Styling, as a distinguishing sales point for his new-car stock and the inventory on his two used-car lots, has become “the crucial factor in consumer decision-making,” he contends.
“Cars and trucks are looking better than ever, what with their flashy headlight and taillight pods,” says Marsh, whose father Bill Marsh Sr., founded the dealer group, starting with Buick in 1982. “Interiors are really more enticing, but what's eye-catching is how our factories have sexed up the exterior lines, grilles and lights.”
When the price is right, a well-styled vehicle becomes especially alluring.
“There's a pent-up demand for great-looking new cars and trucks that draw in buyers when prices are right, which was the case for us in our 88 stores when employee discounts were offered,” says Sid DeBoer, chairman and CEO of the Lithia Motors dealership chain based in Medford, OR.

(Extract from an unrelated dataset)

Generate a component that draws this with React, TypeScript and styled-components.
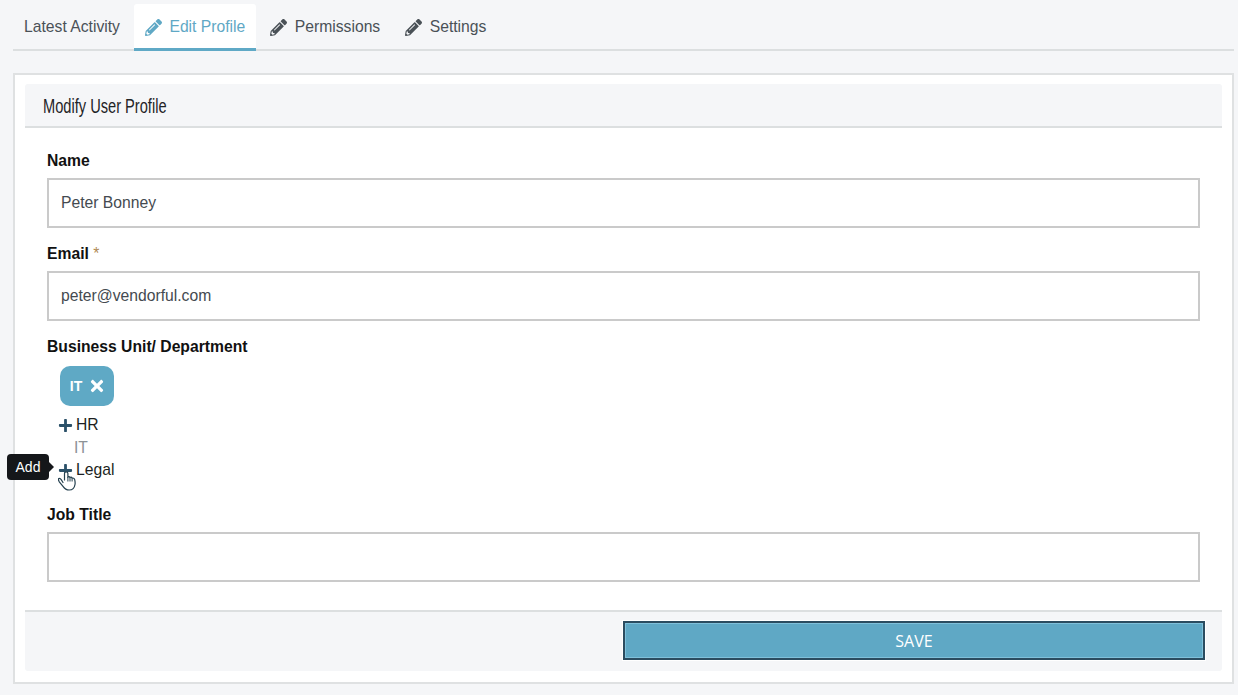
import React from 'react'
import styled, { createGlobalStyle } from 'styled-components'
import { FaPencilAlt, FaPlus, FaTimes } from 'react-icons/fa'

const GlobalStyle = createGlobalStyle`
  html, body {
    margin: 0;
    padding: 0;
    background: #f5f6f8;
    font-family: "Liberation Sans", Arial, sans-serif;
  }
  * { box-sizing: border-box; }
`

const Page = styled.div`
  width: 1238px;
  height: 695px;
  padding: 4px 4px 0 13px;
  overflow: hidden;
`

const Tabs = styled.nav`
  display: flex;
  gap: 3px;
  height: 47px;
  border-bottom: 2px solid #dcdfe0;
`

const Tab = styled.div<{ $active?: boolean }>`
  display: flex;
  align-items: center;
  gap: 7.5px;
  height: 47px;
  padding: 2px 11px 0;
  border-bottom: 3px solid ${({ $active }) => ($active ? '#5fa9c6' : 'transparent')};
  border-radius: 3px 3px 0 0;
  background: ${({ $active }) => ($active ? '#ffffff' : 'transparent')};
  color: ${({ $active }) => ($active ? '#5fa8c5' : '#4a5157')};
  font-size: 15.7px;
  svg { font-size: 17px; }
`

const Card = styled.section`
  height: 611px;
  margin-top: 22px;
  padding: 9px 10px;
  background: #ffffff;
  border: 2px solid #dfe1e2;
`

const CardHeader = styled.header`
  display: flex;
  align-items: center;
  height: 44px;
  padding: 2px 0 0 18px;
  background: #f5f6f8;
  border-bottom: 2px solid #dcdfe0;
  border-radius: 3px 3px 0 0;
`

const HeaderTitle = styled.h2`
  margin: 0;
  color: #1f2427;
  font-size: 19.5px;
  font-weight: 400;
  white-space: nowrap;
  transform: scaleX(0.75);
  transform-origin: left center;
`

const Form = styled.div`
  height: 482px;
  padding: 24px 22px 0;
`

const Label = styled.div`
  height: 18px;
  margin-bottom: 8px;
  line-height: 18px;
  color: #111111;
  font-size: 15.7px;
  font-weight: 700;
`

const DepartmentLabel = styled(Label)`
  margin-bottom: 0;
`

const Required = styled.span`
  color: #b08a55;
  font-weight: 400;
`

const Input = styled.div<{ $tall?: boolean }>`
  display: flex;
  align-items: center;
  height: ${({ $tall }) => ($tall ? '50.5px' : '49.5px')};
  margin-bottom: 17.5px;
  padding: 0 12px;
  border: 2px solid #cacaca;
  color: #444a50;
  font-size: 15.7px;
`

const Chip = styled.div`
  display: flex;
  align-items: center;
  justify-content: center;
  gap: 6px;
  width: 54px;
  height: 40px;
  margin: 10px 0 8px 13px;
  padding-left: 2px;
  background: #5fa9c5;
  border-radius: 10px;
  color: #ffffff;
  font-size: 14px;
  font-weight: 700;
  svg { font-size: 18px; }
`

const Options = styled.ul`
  margin: 0 0 24px;
  padding: 0 0 0 11px;
  list-style: none;
`

const Option = styled.li<{ $muted?: boolean }>`
  position: relative;
  display: flex;
  align-items: center;
  gap: 3px;
  height: 22.5px;
  padding-left: ${({ $muted }) => ($muted ? '16px' : '0')};
  color: ${({ $muted }) => ($muted ? '#8d9296' : '#1c1f22')};
  font-size: 15.7px;
  svg.plus { color: #2b5169; font-size: 15px; }
`

const Tooltip = styled.div`
  position: absolute;
  left: -51px;
  top: -5px;
  display: flex;
  align-items: center;
  justify-content: center;
  width: 42px;
  height: 26px;
  background: #15171a;
  border-radius: 4px;
  color: #ffffff;
  font-size: 14px;

  &::after {
    content: '';
    position: absolute;
    right: -5px;
    top: 7px;
    border-left: 6px solid #15171a;
    border-top: 6px solid transparent;
    border-bottom: 6px solid transparent;
  }
`

const Cursor = styled.svg`
  position: absolute;
  left: 0;
  top: 12px;
  width: 20px;
  height: 20px;
`

const Footer = styled.footer`
  display: flex;
  justify-content: flex-end;
  height: 61px;
  padding: 9px 17px 0 0;
  background: #f5f6f8;
  border-top: 2px solid #dcdfe0;
  border-radius: 0 0 3px 3px;
`

const SaveButton = styled.button`
  width: 582px;
  height: 39px;
  padding: 0;
  background: #5fa8c5;
  border: 2px solid #2b4c60;
  box-shadow: inset 0 0 0 1px #7fc0da;
  outline: 1px solid #ffffff;
  color: #ffffff;
  font-family: "Open Sans", sans-serif;
  font-size: 16px;
`

const App = () => (
  <Page>
    <GlobalStyle />
    <Tabs>
      <Tab>Latest Activity</Tab>
      <Tab $active><FaPencilAlt />Edit Profile</Tab>
      <Tab><FaPencilAlt />Permissions</Tab>
      <Tab><FaPencilAlt />Settings</Tab>
    </Tabs>
    <Card>
      <CardHeader>
        <HeaderTitle>Modify User Profile</HeaderTitle>
      </CardHeader>
      <Form>
        <Label>Name</Label>
        <Input>Peter Bonney</Input>
        <Label>Email <Required>*</Required></Label>
        <Input>peter@vendorful.com</Input>
        <DepartmentLabel>Business Unit/ Department</DepartmentLabel>
        <Chip>IT <FaTimes /></Chip>
        <Options>
          <Option><FaPlus className="plus" />HR</Option>
          <Option $muted>IT</Option>
          <Option>
            <FaPlus className="plus" />Legal
            <Tooltip>Add</Tooltip>
            <Cursor viewBox="0 0 20 20" fill="none">
              <path
                d="M6.500 9V2.500C6.500 1.500 7.200.8 8.200.8s1.700.7 1.700 1.700V6c.8-.4 1.700-.2 2.100.5.8-.4 1.700-.2 2.100.6.9-.3 2.300.2 2.600 1.500.4 1.700.6 3.200.3 4.900-.5 3.300-2.500 5.500-5.800 5.500-3 0-4.700-1.300-6-3.400L1.300 10.800C.6 9.700 0 8 .8 7.600c1-.5 1.800.2 2.400 1.100L5 11.500"
                fill="#ffffff"
                stroke="#24404f"
                strokeWidth="1.200"
                strokeLinecap="round"
              />
              <path d="M9.900 6v4.500M12 6.500v4M14.100 7.100v3.400" stroke="#24404f" strokeWidth="1" />
            </Cursor>
          </Option>
        </Options>
        <Label>Job Title</Label>
        <Input $tall />
      </Form>
      <Footer>
        <SaveButton>SAVE</SaveButton>
      </Footer>
    </Card>
  </Page>
)

export default App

He adds: “I can't recall when cars and pickups have looked so great, what with high-styled grilles, lights, fins and chrome stripes. That creates a buzz among consumers and they come in asking for hot ones like the Chrysler 300, Nissan Altima and Murano, Ford F-150, Pontiac GTO and Solstice.
“It isn't just the fixed prices, which I hope stay on. It is also those terrifically styled cars, SUVs and pickups.”
Robert L. Thibodeau Jr. of Bob Thibodeau Ford in Center Line, MI, praises the “arty” and “magnetic” character of today's automotive designs.
He is president of the Detroit Auto Dealers Assn., which stages the North American International Auto Show in Detroit.
The annual show is a proven sales stimulator, Thibodeau declares. “What's even more evident, is the artistic skills demonstrated both on the vehicles and in the show exhibits year after year.
‘Employee prices are nothing new in the Detroit market, but when combined with these beautiful creations on wheels, it makes us even more excited about the 2006 show,’ he says.